• Directions: Quote the whole listing word for word. Do not include the pictures.

• Dataset excerpt:
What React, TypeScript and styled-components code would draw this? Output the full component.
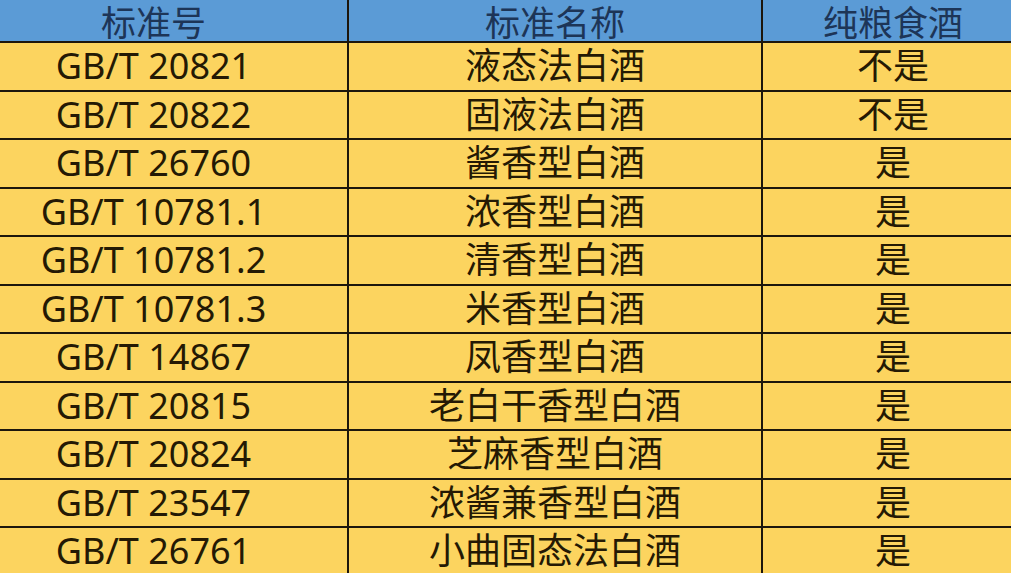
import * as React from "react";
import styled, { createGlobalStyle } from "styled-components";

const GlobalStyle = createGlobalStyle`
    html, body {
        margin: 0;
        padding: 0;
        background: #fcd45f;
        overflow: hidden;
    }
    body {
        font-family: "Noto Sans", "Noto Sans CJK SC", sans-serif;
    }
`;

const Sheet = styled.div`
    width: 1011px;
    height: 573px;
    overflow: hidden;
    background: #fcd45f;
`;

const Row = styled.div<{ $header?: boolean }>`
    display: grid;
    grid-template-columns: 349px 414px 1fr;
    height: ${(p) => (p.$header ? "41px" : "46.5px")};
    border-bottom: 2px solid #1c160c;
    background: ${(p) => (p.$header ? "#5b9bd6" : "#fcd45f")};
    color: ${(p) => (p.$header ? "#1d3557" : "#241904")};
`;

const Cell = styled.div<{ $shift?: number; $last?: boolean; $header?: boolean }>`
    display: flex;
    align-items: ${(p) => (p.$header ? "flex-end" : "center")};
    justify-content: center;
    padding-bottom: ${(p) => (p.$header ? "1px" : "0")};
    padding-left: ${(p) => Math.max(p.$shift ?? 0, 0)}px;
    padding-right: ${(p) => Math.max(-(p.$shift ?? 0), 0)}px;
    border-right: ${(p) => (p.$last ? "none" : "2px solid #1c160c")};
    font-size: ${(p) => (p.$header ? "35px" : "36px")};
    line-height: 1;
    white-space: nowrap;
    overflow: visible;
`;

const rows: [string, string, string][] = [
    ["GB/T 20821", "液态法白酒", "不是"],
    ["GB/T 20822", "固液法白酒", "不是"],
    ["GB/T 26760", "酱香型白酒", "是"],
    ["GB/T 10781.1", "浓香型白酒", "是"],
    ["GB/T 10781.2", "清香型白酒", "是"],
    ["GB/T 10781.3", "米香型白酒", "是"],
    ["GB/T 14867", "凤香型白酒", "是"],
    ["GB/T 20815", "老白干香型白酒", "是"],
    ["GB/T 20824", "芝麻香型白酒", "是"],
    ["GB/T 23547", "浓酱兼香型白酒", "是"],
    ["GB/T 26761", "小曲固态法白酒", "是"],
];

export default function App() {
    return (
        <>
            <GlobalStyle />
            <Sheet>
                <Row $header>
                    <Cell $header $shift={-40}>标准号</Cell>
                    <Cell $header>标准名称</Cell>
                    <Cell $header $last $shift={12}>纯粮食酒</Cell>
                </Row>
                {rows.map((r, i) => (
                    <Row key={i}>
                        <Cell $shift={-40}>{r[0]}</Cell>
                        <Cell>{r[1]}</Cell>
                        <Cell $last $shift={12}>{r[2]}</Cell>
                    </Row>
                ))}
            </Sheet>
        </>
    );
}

• Task result:
What React, TypeScript and styled-components code would draw this? Output the full component.
import * as React from "react";
import styled, { createGlobalStyle } from "styled-components";

const GlobalStyle = createGlobalStyle`
    html, body {
        margin: 0;
        padding: 0;
        background: #fcd45f;
        overflow: hidden;
    }
    body {
        font-family: "Noto Sans", "Noto Sans CJK SC", sans-serif;
    }
`;

const Sheet = styled.div`
    width: 1011px;
    height: 573px;
    overflow: hidden;
    background: #fcd45f;
`;

const Row = styled.div<{ $header?: boolean }>`
    display: grid;
    grid-template-columns: 349px 414px 1fr;
    height: ${(p) => (p.$header ? "41px" : "46.5px")};
    border-bottom: 2px solid #1c160c;
    background: ${(p) => (p.$header ? "#5b9bd6" : "#fcd45f")};
    color: ${(p) => (p.$header ? "#1d3557" : "#241904")};
`;

const Cell = styled.div<{ $shift?: number; $last?: boolean; $header?: boolean }>`
    display: flex;
    align-items: ${(p) => (p.$header ? "flex-end" : "center")};
    justify-content: center;
    padding-bottom: ${(p) => (p.$header ? "1px" : "0")};
    padding-left: ${(p) => Math.max(p.$shift ?? 0, 0)}px;
    padding-right: ${(p) => Math.max(-(p.$shift ?? 0), 0)}px;
    border-right: ${(p) => (p.$last ? "none" : "2px solid #1c160c")};
    font-size: ${(p) => (p.$header ? "35px" : "36px")};
    line-height: 1;
    white-space: nowrap;
    overflow: visible;
`;

const rows: [string, string, string][] = [
    ["GB/T 20821", "液态法白酒", "不是"],
    ["GB/T 20822", "固液法白酒", "不是"],
    ["GB/T 26760", "酱香型白酒", "是"],
    ["GB/T 10781.1", "浓香型白酒", "是"],
    ["GB/T 10781.2", "清香型白酒", "是"],
    ["GB/T 10781.3", "米香型白酒", "是"],
    ["GB/T 14867", "凤香型白酒", "是"],
    ["GB/T 20815", "老白干香型白酒", "是"],
    ["GB/T 20824", "芝麻香型白酒", "是"],
    ["GB/T 23547", "浓酱兼香型白酒", "是"],
    ["GB/T 26761", "小曲固态法白酒", "是"],
];

export default function App() {
    return (
        <>
            <GlobalStyle />
            <Sheet>
                <Row $header>
                    <Cell $header $shift={-40}>标准号</Cell>
                    <Cell $header>标准名称</Cell>
                    <Cell $header $last $shift={12}>纯粮食酒</Cell>
                </Row>
                {rows.map((r, i) => (
                    <Row key={i}>
                        <Cell $shift={-40}>{r[0]}</Cell>
                        <Cell>{r[1]}</Cell>
                        <Cell $last $shift={12}>{r[2]}</Cell>
                    </Row>
                ))}
            </Sheet>
        </>
    );
}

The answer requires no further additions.